By shifting containment from software policies directly onto clockless, asynchronous hardware substrates, we physically seek to benchmark interception fabrics to execute microsecond-latency command-and-control overrides when autonomous systems breach defined behavioral bounds.
What are this project’s goals? How will you achieve them?
The core objective is to move from theoretical architecture to empirical validation by building a localized, heterogeneous hardware testbench.
We will achieve this through the following milestones:
Fabricate the Interception Layer: Seating high-speed physical CXL/PCIe interposers directly between an AMD Ryzen host processor and production-grade NVIDIA enterprise accelerators to non-destructively sniff low-level packet data.
Deploy the Asynchronous Asymmetric Substrate: Coding our clockless Null Convention Logic (NCL) combining it with our Asymmetric substrate implementation onto high-performance FPGAs to evaluate real-time model telemetry completely independent of host timing controls or software vulnerabilities.
Empirically Prove the RAAL Metric: Utilizing a localized digital twin environment to simulate malicious agentic drift, verifying that the physical kill-switch circuitry isolates the execution bus and triggers an arrest.
Fabricate the Asymmetric Interception Layer: Seating high-speed CXL/PCIe Gen 5/6 interposers directly between an AMD Ryzen host root complex and production-grade NVIDIA enterprise accelerators (H100/B200 architecture). This taps raw electrical data traffic, mirroring behavioral vectors out-of-band without degrading model performance.
Deploy the Asynchronous Assymmetric Governance Substrate: Flashing Null Convention Logic (NCL) and the GDRAVA architecture onto high-end PCIe-based FPGAs. This establishes a clockless hardware monitor that evaluates the asymmetric execution and behavioral states strictly independent of the primary execution fabric.
Empirically Prove De-Energize-to-Trip Containment: Executing synthetic adversarial drift injections to trigger a standard Arrest state. We will mathematically log the absolute physical latency between the hardware interrupt assertion and the severing of the physical PERST# pin via solid-state opto-isolator relays.

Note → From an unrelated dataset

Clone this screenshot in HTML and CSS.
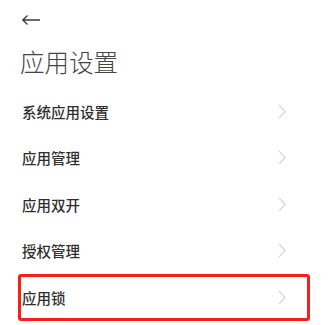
FILE: index.html
```html
<!doctype html>
<html lang="zh-CN">
  <head>
    <meta charset="UTF-8" />
    <meta name="viewport" content="width=device-width, initial-scale=1.0" />
    <title>应用设置</title>
    <link rel="stylesheet" href="styles.css">
  </head>
  <body>
    <div class="page">
      <div class="topbar">
        <svg class="back" width="20" height="12" viewBox="0 0 20 12">
          <path d="M1.5 6 H19 M6.5 1.5 L1.8 6 L6.5 10.5" fill="none" stroke="#3a3a3a" stroke-width="1.3" />
        </svg>
      </div>
      <h1 class="title">应用设置</h1>

      <div class="menu">
        <div class="menu-item">
          <span>系统应用设置</span>
          <svg class="chevron" width="8" height="15" viewBox="0 0 8 15"><path d="M1 1 L7 7.5 L1 14" /></svg>
        </div>
        <div class="menu-item">
          <span>应用管理</span>
          <svg class="chevron" width="8" height="15" viewBox="0 0 8 15"><path d="M1 1 L7 7.5 L1 14" /></svg>
        </div>
        <div class="menu-item">
          <span>应用双开</span>
          <svg class="chevron" width="8" height="15" viewBox="0 0 8 15"><path d="M1 1 L7 7.5 L1 14" /></svg>
        </div>
        <div class="menu-item">
          <span>授权管理</span>
          <svg class="chevron" width="8" height="15" viewBox="0 0 8 15"><path d="M1 1 L7 7.5 L1 14" /></svg>
        </div>
        <div class="menu-item marked">
          <span>应用锁</span>
          <svg class="chevron" width="8" height="15" viewBox="0 0 8 15"><path d="M1 1 L7 7.5 L1 14" /></svg>
        </div>
      </div>
    </div>
  </body>
</html>
```

FILE: styles.css
```css
body {
  margin: 0;
  background-color: #fff;
  font-family: "Noto Sans CJK SC", "Noto Sans", sans-serif;
  color: #333;
}
.page {
  width: 334px;
  height: 325px;
  overflow: hidden;
}
.topbar {
  height: 40px;
  display: flex;
  align-items: center;
  padding-left: 21px;
}
.back {
  display: block;
}
.title {
  margin: 0;
  padding-left: 20px;
  height: 48px;
  line-height: 44px;
  font-size: 24.5px;
  font-weight: 300;
  color: #454545;
}
.menu {
  padding-left: 18px;
}
.menu-item {
  width: 292px;
  height: 46.5px;
  box-sizing: border-box;
  padding: 0 24px 0 4px;
  display: flex;
  align-items: center;
  justify-content: space-between;
  font-size: 14.5px;
  font-weight: 500;
  color: #2e2e2e;
}
.chevron {
  display: block;
  fill: none;
  stroke: #cacaca;
  stroke-width: 1.1;
}
.menu-item.marked {
  border-radius: 3px;
  box-shadow: inset 0 0 0 3px #f5201a;
}
```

We will also demonstrate that the infrastructure is physically fail-secure: if the governance FPGA ever loses power, the primary compute fabric defaults immediately to an open, unpowered state.
How will this funding be used?
The complete $173,000 capital allocation will be deployed exclusively to build the physical, high-fidelity infrastructure required to prove the RAAL standard.
Infrastructure & Compute Capitalization ($105,000): Sourcing the enterprise-grade NVIDIA acceleration nodes required to simulate high-bandwidth autonomous token generation, alongside the AMD Ryzen host processor and custom open-air E-ATX rigging to orchestrate OS-level tasks.
Governance Substrate & Interception Layer ($48,000): Procurement of high-end PCIe FPGA evaluation boards (Alveo/Agilex) to host the asynchronous asymmetric substrate This also covers the custom manufacturing of the high-speed PCIe/CXL bus interposer cards and the logic analyzer instrumentation needed to verify bit-true telemetry mapping.
Enforcement Matrix & Validation Logistics ($20,000): Assembly of the physical kill-switch matrix, utilizing high-speed solid-state opto-isolator relays and dedicated wiring harnesses to guarantee galvanic isolation. This allocation also covers the localized digital twin simulation environment and the hardened, climate-controlled facility overhead required to maintain absolute thermal baselines during testing. Attempts at residential properties to place the entire Testbench ran into significant considerations prompting the exercise of alternatives.
Who is on your team?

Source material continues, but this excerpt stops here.